Perhaps one should consider the two comments that follow the cited article,

So, um... you regard The Long Tail hypothesis as completely refuted by a single unpublished paper (or, if it is published, I've yet to find it)? Not only that, but said paper just *happens* to be written by researchers from the following organization: "PRS for Music is home to the world's best music writers, composers and publishers. Formed as The MCPS-PRS Alliance in 1997 with the PRS for Music brand adopted in 2009, the organisation brings
together two royalty collection societies; MCPS and PRS. We exist to collect and pay royalties to our

members when their music is exploited in one of a number of ways – when it is recorded onto any format and distributed to the public, performed or played in public, broadcast or made publicly available online."

Hm. Think they might have a vested interest?

03 June 2009 at 13:52
Well, yes, quite. There's probably an interesting case

to be made against the long tail thesis; there are

certainly obvious business limitations to the potential

of free. So why bury this interesting conversation in this

barrage of invective against Anderson and Wired?

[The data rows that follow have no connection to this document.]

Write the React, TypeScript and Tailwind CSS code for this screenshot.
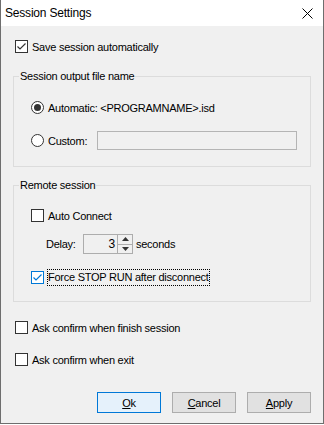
import React from "react";

const font = { fontFamily: '"Liberation Sans", Arial, sans-serif' };

function CheckBox({ checked, focus }: { checked?: boolean; focus?: boolean }) {
  return (
    <div
      className={
        "w-[13px] h-[13px] shrink-0 border bg-white flex items-center justify-center " +
        (focus ? "border-[#0078d7]" : "border-[#333333]")
      }
    >
      {checked && (
        <svg width="11" height="11" viewBox="0 0 11 11">
          <path d="M1.5 5.5 L4 8 L9.5 2.5" fill="none" stroke={focus ? "#0078d7" : "#333333"} strokeWidth="1.2" />
        </svg>
      )}
    </div>
  );
}

function Radio({ checked }: { checked?: boolean }) {
  return (
    <div className="w-[13px] h-[13px] shrink-0 rounded-full border border-[#333333] bg-white flex items-center justify-center">
      {checked && <div className="w-[7px] h-[7px] rounded-full bg-[#333333]" />}
    </div>
  );
}

function Btn({ children, def }: { children: React.ReactNode; def?: boolean }) {
  return (
    <div
      className={
        "w-[64px] h-[21px] flex items-center justify-center border " +
        (def ? "bg-[#e5f1fb] border-[#0078d7]" : "bg-[#e1e1e1] border-[#adadad]")
      }
    >
      {children}
    </div>
  );
}

export default function App() {
  return (
    <div style={font} className="w-[324px] h-[424px] border-x border-b border-[#6e6e6e] bg-[#f0f0f0] text-black text-[11px] tracking-[-0.25px] leading-[14px] flex flex-col">
      {/* Title bar */}
      <div className="h-[26px] bg-white flex items-center justify-between pl-[4px] pr-[10px] shrink-0">
        <span className="text-[12px] tracking-[-0.2px]">Session Settings</span>
        <svg width="11" height="11" viewBox="0 0 11 11">
          <path d="M0.5 0.5 L10.5 10.5 M10.5 0.5 L0.5 10.5" stroke="#000" strokeWidth="1" />
        </svg>
      </div>

      <div className="flex flex-col pl-[14px] pr-[12px]">
        <div className="mt-[14px] h-[13px] flex items-center gap-[4px]">
          <CheckBox checked />
          <span>Save session automatically</span>
        </div>

        {/* Group 1 */}
        <div className="relative mt-[23px] h-[91px] w-[298px] -ml-[2px] border border-[#dcdcdc] flex flex-col pl-[17px]">
          <span className="absolute -top-[8px] left-[5px] px-[1px] bg-[#f0f0f0]">Session output file name</span>
          <div className="mt-[24px] h-[13px] flex items-center gap-[4px]">
            <Radio checked />
            <span>Automatic: &lt;PROGRAMNAME&gt;.isd</span>
          </div>
          <div className="mt-[20px] h-[13px] flex items-center">
            <Radio />
            <span className="ml-[4px] w-[49px]">Custom:</span>
            <div className="h-[19px] w-[200px] border border-[#b4b4b4] bg-[#f0f0f0]" />
          </div>
        </div>

        {/* Group 2 */}
        <div className="relative mt-[18px] h-[117px] w-[298px] -ml-[2px] border border-[#dcdcdc] flex flex-col pl-[17px]">
          <span className="absolute -top-[8px] left-[5px] px-[1px] bg-[#f0f0f0]">Remote session</span>
          <div className="mt-[23px] h-[13px] flex items-center gap-[4px]">
            <CheckBox />
            <span>Auto Connect</span>
          </div>
          <div className="mt-[12px] h-[20px] flex items-center pl-[15px]">
            <span className="w-[37px]">Delay:</span>
            <div className="h-[20px] w-[50px] border border-[#adadad] bg-[#f0f0f0] flex">
              <div className="flex-1 flex items-center justify-end pr-[2px] text-[12px]">3</div>
              <div className="w-[15px] flex flex-col bg-[#f0f0f0] border-l border-[#adadad]">
                <div className="flex-1 flex items-center justify-center border-b border-[#adadad]">
                  <svg width="7" height="4" viewBox="0 0 7 4"><path d="M0 4 L3.5 0 L7 4 Z" fill="#333" /></svg>
                </div>
                <div className="flex-1 flex items-center justify-center">
                  <svg width="7" height="4" viewBox="0 0 7 4"><path d="M0 0 L3.5 4 L7 0 Z" fill="#333" /></svg>
                </div>
              </div>
            </div>
            <span className="ml-[3px]">seconds</span>
          </div>
          <div className="mt-[17px] h-[13px] flex items-center gap-[3px]">
            <CheckBox checked focus />
            <span className="border border-dotted border-black leading-[15px]">Force STOP RUN after disconnect</span>
          </div>
        </div>

        <div className="mt-[19px] h-[13px] flex items-center gap-[4px]">
          <CheckBox />
          <span>Ask confirm when finish session</span>
        </div>
        <div className="mt-[19px] h-[13px] flex items-center gap-[4px]">
          <CheckBox />
          <span>Ask confirm when exit</span>
        </div>

        <div className="mt-[26px] flex justify-end gap-[11px]">
          <Btn def><span><u>O</u>k</span></Btn>
          <Btn><span><u>C</u>ancel</span></Btn>
          <Btn><span><u>A</u>pply</span></Btn>
        </div>
      </div>
    </div>
  );
}
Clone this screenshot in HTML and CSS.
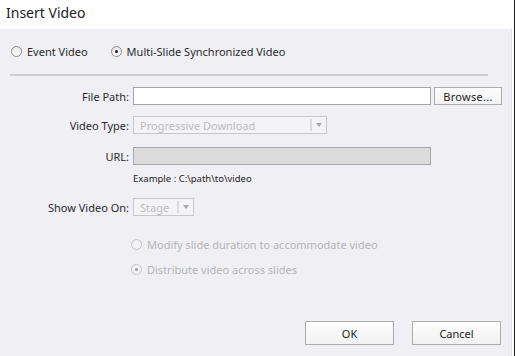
FILE: index.html
```html
<!DOCTYPE html>
<html lang="en">

<head>
    <meta charset="UTF-8" />
    <title>Insert Video</title>
    <link rel="stylesheet" href="styles.css">
</head>

<body>
    <div class="window">
        <div class="titlebar">Insert Video</div>

        <div class="panel">
            <div class="source-row">
                <label class="radio"><span class="dot"></span>Event Video</label>
                <label class="radio checked"><span class="dot"></span>Multi-Slide Synchronized Video</label>
            </div>

            <hr class="divider">

            <div class="form">
                <div class="row row-file">
                    <span class="label">File Path:</span>
                    <input class="field" type="text">
                    <button class="btn btn-browse">Browse...</button>
                </div>

                <div class="row row-type">
                    <span class="label">Video Type:</span>
                    <div class="select select-type">
                        <span class="select-text">Progressive Download</span>
                        <span class="select-arrow"></span>
                    </div>
                </div>

                <div class="row row-url">
                    <span class="label">URL:</span>
                    <input class="field field-disabled" type="text" disabled>
                </div>

                <div class="example">Example : C:\path\to\video</div>

                <div class="row row-show">
                    <span class="label">Show Video On:</span>
                    <div class="select select-stage">
                        <span class="select-text">Stage</span>
                        <span class="select-arrow"></span>
                    </div>
                </div>

                <div class="options">
                    <label class="radio disabled"><span class="dot"></span>Modify slide duration to accommodate video</label>
                    <label class="radio disabled checked"><span class="dot"></span>Distribute video across slides</label>
                </div>
            </div>

            <div class="actions">
                <button class="btn btn-action">OK</button>
                <button class="btn btn-action">Cancel</button>
            </div>
        </div>
    </div>
</body>

</html>
```

FILE: styles.css
```css
*,
*::before,
*::after {
    box-sizing: border-box;
    margin: 0;
    padding: 0;
}

html,
body {
    width: 515px;
    height: 356px;
    overflow: hidden;
    background: #fff;
    font-family: 'Noto Sans', 'Open Sans', sans-serif;
    font-size: 11px;
    color: #2a2a2a;
}

.window {
    width: 515px;
    height: 356px;
    display: flex;
    flex-direction: column;
    border-right: 1px solid #1e1e1e;
    background: #fff;
}

.titlebar {
    height: 29px;
    padding: 3px 0 0 6px;
    font-size: 14px;
    color: #222;
    background: #fff;
}

.panel {
    flex: 1;
    margin-right: 2px;
    background: #f0f0f4;
    border-right: 1px solid #e2e2e6;
    display: flex;
    flex-direction: column;
}

/* radios */

.radio {
    display: flex;
    align-items: center;
    gap: 5px;
    white-space: nowrap;
}

.dot {
    width: 11px;
    height: 11px;
    border-radius: 50%;
    border: 1px solid #8a8a8a;
    background: linear-gradient(#e6e6e6, #fff);
    display: flex;
    align-items: center;
    justify-content: center;
}

.radio.checked .dot::after {
    content: '';
    width: 3px;
    height: 3px;
    border-radius: 50%;
    background: #222;
}

.radio.disabled {
    color: #b4b4b8;
}

.radio.disabled .dot {
    border-color: #c4c4c8;
    background: #f2f2f4;
}

.radio.disabled.checked .dot::after {
    background: #9a9a9a;
}

.source-row {
    display: flex;
    gap: 23px;
    padding: 10px 0 0 11px;
    height: 35px;
}

.divider {
    border: none;
    border-top: 2px solid #cfcfd3;
    margin: 10px 0 0 10px;
    width: 478px;
}

/* form */

.form {
    display: flex;
    flex-direction: column;
    padding-top: 11px;
}

.row {
    display: flex;
    align-items: center;
    height: 18px;
}

.label {
    width: 130px;
    padding-right: 1px;
    text-align: right;
    margin-right: 3px;
}

.field {
    width: 298px;
    height: 18px;
    border: 1px solid #a4a4a8;
    background: #fff;
    font: inherit;
}

.field-disabled {
    background: #dcdcdc;
    border-color: #a8a8a8;
}

.btn {
    font-family: inherit;
    font-size: 11px;
    color: #222;
    background: linear-gradient(#fdfdfd, #f2f2f2);
    border: 1px solid #acacac;
}

.btn-browse {
    width: 68px;
    height: 18px;
    margin-left: 3px;
    letter-spacing: 0.3px;
}

.row-type {
    margin-top: 11px;
}

.row-url {
    margin-top: 13px;
}

.row-show {
    margin-top: 13px;
}

.select {
    height: 18px;
    display: flex;
    align-items: center;
    border: 1px solid #c8c8cc;
    background: #f4f4f6;
    color: #bcbcc0;
}

.select-type {
    width: 194px;
}

.select-stage {
    width: 61px;
}

.select-text {
    flex: 1;
    padding-left: 6px;
}

.select-arrow {
    width: 16px;
    height: 12px;
    border-left: 2px solid #dadadc;
    display: flex;
    align-items: center;
    justify-content: center;
}

.select-arrow::after {
    content: '';
    border-left: 3px solid transparent;
    border-right: 3px solid transparent;
    border-top: 4px solid #a8a8ac;
}

.example {
    margin: 7px 0 0 133px;
    font-size: 9.5px;
    color: #222;
}

.options {
    display: flex;
    flex-direction: column;
    gap: 10px;
    padding: 21px 0 0 131px;
}

/* buttons */

.actions {
    display: flex;
    justify-content: flex-end;
    gap: 18px;
    margin-top: auto;
    padding: 0 10px 11px 0;
}

.btn-action {
    width: 89px;
    height: 24px;
}
```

What's the point? I'm so tired of articles like this.
On a more positive note, it might be worth taking into account a number of recent business successes in which a giant success was created by eschewing the conventional model of total top-down control in favor of creating-- and, yes, retaining control of key elements-- of new business ecologies in which lots of smaller players can thrive. Amazon is one example, providing an opening for publishers who don't need huge blockbusters to support their corporate overhead. Two others that spring to mind are NTT's launch of i-Mode in Japan, as described in i-Mode Strategy by Takeshi Natsuno or Apple's launch of the iPhone App Store.
i am not even saying that it is wrong, just that we should not assume the myth of long-tail, but also an option that a new tool will just be incorporated into an existing system and rebuilding the same inequalities.

Or, and this is the point of the examples I mentioned, there may still be inequalities -- but they will not be the same inequalities. Consider, for example, NTT and i-Mode. I happen to know this case pretty well because my wife translated the book.

For NTT the problem was not how to improve sales of its existing mobile phone business, which had already peaked and reached the top of its S-curve. Instead the problem was how to create an entirely new business model that would create a new S-curve, starting at a much higher level. A conscious decision was made to not proceed as other telecoms were, i.e., clinging to the highly centralized fixed-line model in which the telephone company owns all the equipment and provides all of the services. It would be replaced by a business ecology in which NTT would control key elements; but lots of other players would have a chance to make a bundle, too. Critical decisions included

1. Restricting NTT's roles to network provider and banker.
2. Presenting i-Mode as a better telephone instead of a stripped-down computer. Engineers would have more fun, and consumers would be less intimidated.
3. Passing along 9 out of 10 yen paid for new services to the service providers. Making it possible for people with good ideas to start making money immediately.
4. Choosing a simplified subset of HTML (and later Java) instead of "more sophisticated" alternatives developed by other telecoms or Microsoft. Easing entry to the business and creating more work for an already large base of PC programmers who knew these languages instead of forcing them and their employers to invest in retraining.
5. Guaranteeing handset developers initial orders large enough to cover development costs (nobody loses money). After that it was raw competition (market forces driving innovation).
6. Controlling the pacing of new feature introductions. Easier on consumers, who don't have to learn a whole bunch of new stuff at once. Great for handset and service providers, who are guaranteed continuing growth as consumers upgrade to take advantage of new features.

Inequalities didn't go away. NTT remained the heart of the whole system, and as network provider and banker made out like a bandit (until KDDI and Vodafone [later Softbank] learned to play the same game). But a whole lot of other people and companies did well, too. And their contributions, as consumers and service or hardware suppliers, made it possible to exceed the original business targets, create an enormous new market, and transform the lives of people for whom a cell phone has become a necessity of everyday life.

So, OK, I know this sounds more like a business presentation than the puritanical tone proper to anthropological critique. But something did happen here, something big -- and it doesn't fit at all the conventional rapacious bosses versus suffering masses frame in which conventional critical grumbling is rooted.

Is there an anthropologist in the house?